Spot Welding Electrode Analysis:A Review

Kunal Mehra1, Abhishek Pushkar2 , Sahil Verma3

UG Student1,2,3

Department of Mechanical Engineering, JIMS Engineering Management Technical Campus

Gr Noida, India

Ashutosh Singh4, Manash Dey5, Dhruv Kumar6

4,5,6Assistant Professor, Department of Mechanical Engineering ,

JIMS Engineering Management Technical Campus Gr Noida, India

Devendra Jha7

7 Professor,

Department of Mechanical Engineering ,

JIMS Engineering Management Technical Campus Gr Noida, India

Abstract Resistance Spot Welding (RSW) consists of mechanical-thermal-metallurgical-electrical phenomenon in which investigation of heat generation, current and resistance plays a key role. In this work, a review about material, nugget, and electrode has been carried out, which is the main point of concern in resistance spot welding. In industry, any small modification in the above concerned points may result in reduction of cost and time as well as increase in electrode life and strength of nugget.

KeywordsRSW, Electrodes, Time Cycle, Thermal Analysis, Nugget Formation, HAZ


    Welding is a fabrication or sculptural process that joins materials by fusion. The different types of welding processes are Gas welding, Resistance welding, Arc welding and Solid State welding. Out of these, one of the oldest process used today is Resistance welding.

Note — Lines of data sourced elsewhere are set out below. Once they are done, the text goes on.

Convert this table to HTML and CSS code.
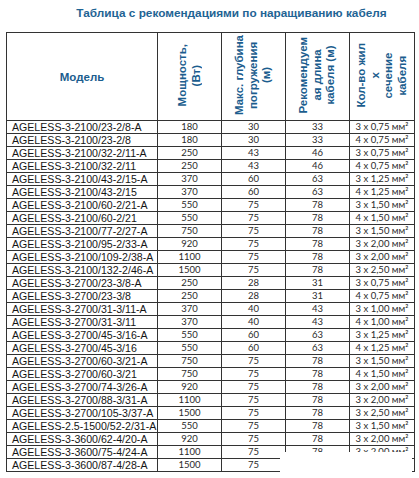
FILE: index.html
```html
<!DOCTYPE html>
<html lang="ru">
<head>
<meta charset="utf-8">
<title>Таблица с рекомендациями по наращиванию кабеля</title>
<link rel="stylesheet" href="styles.css">
</head>
<body>
<div class="page">
  <div class="title">Таблица с рекомендациями по наращиванию кабеля</div>
  <table class="grid">
    <colgroup>
      <col class="c-model">
      <col class="c-num">
      <col class="c-num">
      <col class="c-num">
      <col class="c-cable">
    </colgroup>
    <thead>
      <tr class="head">
        <th class="h-model">Модель</th>
        <th><span class="rot">Мощность,<br>(Вт)</span></th>
        <th><span class="rot">Макс. глубина<br>погружения<br>(м)</span></th>
        <th><span class="rot">Рекомендуем<br>ая длина<br>кабеля (м)</span></th>
        <th><span class="rot">Кол-во жил<br>х<br>сечение<br>кабеля</span></th>
      </tr>
    </thead>
    <tbody>
      <tr><td class="m">AGELESS-3-2100/23-2/8-A</td><td class="n">180</td><td class="n">30</td><td class="n">33</td><td class="n">3 x 0,75 мм²</td></tr>
      <tr><td class="m">AGELESS-3-2100/23-2/8</td><td class="n">180</td><td class="n">30</td><td class="n">33</td><td class="n">4 x 0,75 мм²</td></tr>
      <tr><td class="m">AGELESS-3-2100/32-2/11-A</td><td class="n">250</td><td class="n">43</td><td class="n">46</td><td class="n">3 x 0,75 мм²</td></tr>
      <tr><td class="m">AGELESS-3-2100/32-2/11</td><td class="n">250</td><td class="n">43</td><td class="n">46</td><td class="n">4 x 0,75 мм²</td></tr>
      <tr><td class="m">AGELESS-3-2100/43-2/15-A</td><td class="n">370</td><td class="n">60</td><td class="n">63</td><td class="n">3 x 1,25 мм²</td></tr>
      <tr><td class="m">AGELESS-3-2100/43-2/15</td><td class="n">370</td><td class="n">60</td><td class="n">63</td><td class="n">4 x 1,25 мм²</td></tr>
      <tr><td class="m">AGELESS-3-2100/60-2/21-A</td><td class="n">550</td><td class="n">75</td><td class="n">78</td><td class="n">3 x 1,50 мм²</td></tr>
      <tr><td class="m">AGELESS-3-2100/60-2/21</td><td class="n">550</td><td class="n">75</td><td class="n">78</td><td class="n">4 x 1,50 мм²</td></tr>
      <tr><td class="m">AGELESS-3-2100/77-2/27-A</td><td class="n">750</td><td class="n">75</td><td class="n">78</td><td class="n">3 x 1,50 мм²</td></tr>
      <tr><td class="m">AGELESS-3-2100/95-2/33-A</td><td class="n">920</td><td class="n">75</td><td class="n">78</td><td class="n">3 x 2,00 мм²</td></tr>
      <tr><td class="m">AGELESS-3-2100/109-2/38-A</td><td class="n">1100</td><td class="n">75</td><td class="n">78</td><td class="n">3 x 2,00 мм²</td></tr>
      <tr><td class="m">AGELESS-3-2100/132-2/46-A</td><td class="n">1500</td><td class="n">75</td><td class="n">78</td><td class="n">3 x 2,50 мм²</td></tr>
      <tr><td class="m">AGELESS-3-2700/23-3/8-A</td><td class="n">250</td><td class="n">28</td><td class="n">31</td><td class="n">3 x 0,75 мм²</td></tr>
      <tr><td class="m">AGELESS-3-2700/23-3/8</td><td class="n">250</td><td class="n">28</td><td class="n">31</td><td class="n">4 x 0,75 мм²</td></tr>
      <tr><td class="m">AGELESS-3-2700/31-3/11-A</td><td class="n">370</td><td class="n">40</td><td class="n">43</td><td class="n">3 x 1,00 мм²</td></tr>
      <tr><td class="m">AGELESS-3-2700/31-3/11</td><td class="n">370</td><td class="n">40</td><td class="n">43</td><td class="n">4 x 1,00 мм²</td></tr>
      <tr><td class="m">AGELESS-3-2700/45-3/16-A</td><td class="n">550</td><td class="n">60</td><td class="n">63</td><td class="n">3 x 1,25 мм²</td></tr>
      <tr><td class="m">AGELESS-3-2700/45-3/16</td><td class="n">550</td><td class="n">60</td><td class="n">63</td><td class="n">4 x 1,25 мм²</td></tr>
      <tr><td class="m">AGELESS-3-2700/60-3/21-A</td><td class="n">750</td><td class="n">75</td><td class="n">78</td><td class="n">3 x 1,50 мм²</td></tr>
      <tr><td class="m">AGELESS-3-2700/60-3/21</td><td class="n">750</td><td class="n">75</td><td class="n">78</td><td class="n">4 x 1,50 мм²</td></tr>
      <tr><td class="m">AGELESS-3-2700/74-3/26-A</td><td class="n">920</td><td class="n">75</td><td class="n">78</td><td class="n">3 x 2,00 мм²</td></tr>
      <tr><td class="m">AGELESS-3-2700/88-3/31-A</td><td class="n">1100</td><td class="n">75</td><td class="n">78</td><td class="n">3 x 2,00 мм²</td></tr>
      <tr><td class="m">AGELESS-3-2700/105-3/37-A</td><td class="n">1500</td><td class="n">75</td><td class="n">78</td><td class="n">3 x 2,50 мм²</td></tr>
      <tr><td class="m">AGELESS-2.5-1500/52-2/31-A</td><td class="n">550</td><td class="n">75</td><td class="n">78</td><td class="n">3 x 1,50 мм²</td></tr>
      <tr><td class="m">AGELESS-3-3600/62-4/20-A</td><td class="n">920</td><td class="n">75</td><td class="n">78</td><td class="n">3 x 2,00 мм²</td></tr>
      <tr><td class="m">AGELESS-3-3600/75-4/24-A</td><td class="n">1100</td><td class="n">75</td><td class="n">78</td><td class="n">3 x 2,00 мм²</td></tr>
      <tr><td class="m">AGELESS-3-3600/87-4/28-A</td><td class="n">1500</td><td class="n">75</td><td class="n">78</td><td class="n">3 x 2,50 мм²</td></tr>
    </tbody>
  </table>
  <div class="blank"></div>
</div>
</body>
</html>
```

FILE: styles.css
```css
html, body {
  margin: 0;
  padding: 0;
  background: #ffffff;
}

.page {
  position: relative;
  width: 419px;
  height: 478px;
  overflow: hidden;
}

.title {
  box-sizing: border-box;
  height: 32px;
  padding: 6px 0 0 44px;
  font-family: "Liberation Sans", Arial, sans-serif;
  font-weight: bold;
  font-size: 11.8px;
  line-height: 14px;
  color: #1f6494;
  text-align: center;
  white-space: nowrap;
}

.grid {
  margin-left: 6px;
  width: 409px;
  border-collapse: collapse;
  table-layout: fixed;
}

.c-model { width: 151px; }
.c-num { width: 64px; }
.c-cable { width: 65px; }

.grid th,
.grid td {
  border: 1px solid #333333;
  padding: 0;
}

.head th {
  height: 87px;
  vertical-align: middle;
  text-align: center;
  font-family: "Liberation Sans", Arial, sans-serif;
  font-weight: bold;
  font-size: 11.5px;
  color: #1b5d8e;
}

.rot {
  display: inline-block;
  writing-mode: vertical-rl;
  transform: rotate(180deg);
  text-align: center;
  line-height: 13.5px;
  white-space: nowrap;
}

.grid td {
  height: 12px;
  line-height: 12px;
  white-space: nowrap;
  overflow: hidden;
}

.grid td.m {
  padding-left: 5px;
  font-family: "Liberation Sans", Arial, sans-serif;
  font-size: 10.6px;
  color: #151515;
}

.grid td.n {
  text-align: center;
  font-family: Lato, "Open Sans", sans-serif;
  font-size: 9.5px;
  color: #2a2a2a;
}

.blank {
  position: absolute;
  left: 280px;
  top: 452px;
  width: 132px;
  height: 22px;
  background: #ffffff;
}
```
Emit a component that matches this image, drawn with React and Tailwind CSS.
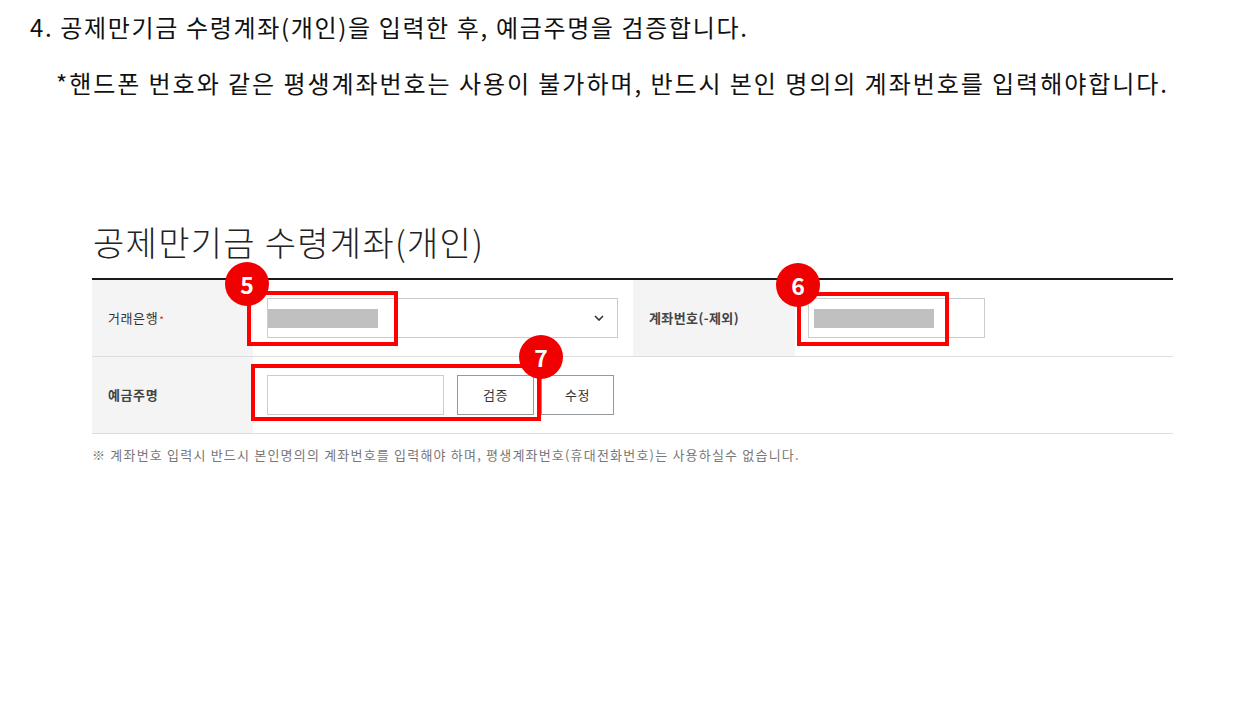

    Resistance welding is the process of joining metal pieces together by increasing their temperature to fusion point and applying mechanical pressure to join them. In the context of commercial importance, the most widely used resistance welding processes are Spot, Seam and Projection welding. In this group, Resistance Spot Welding (RSW) is by far the predominant one.

    Resistance spot welding is the process in which fusion of the faying surface of a lap joint is achieved when current is caused to flow through the electrode tips. The resistance of the base metal to the electrical current flow causes localized heating in the joint. In this, a strong electric current (A.C.) of high amperage and low voltage is passed through the pieces held together to be joined. A resistance is offered to the flow of current when it passes from one piece to the other resulting in raising of temperature of the two pieces till fusion at their junction. The tongs and the electrode tips (through which current flows) hold the parts together to impart pressure and make the weld in close and intimate contact before, during, and after the welding current time cycle. welding/machines-used-for-spot-welding-3-types- metallurgy/97097

    The concept of heat generation can be stated by using a modification of Ohms law i.e. when current passes through a conductor then the electrical resistance of the conductor will oppose the current flow and results in heat generation as

    H = I2R

    With the addition of time factor, the heat generation follows the formula :- H = I2RTK

    where , H = Heat , I2 = Weld Current squared ,

    R = Resistance , T = Weld time , K = Heat losses

    This process is unique because the actual weld nugget is made internally in relation to the base metal surface. This process is mainly used to join in situations where an airtight assembly is not required such as sheet-metal parts of thickness 3 mm or less, using a series of spot welds. Other applications are in the mass production of automobiles, appliances, metal furniture and other products made of sheet metal, bars, tubes.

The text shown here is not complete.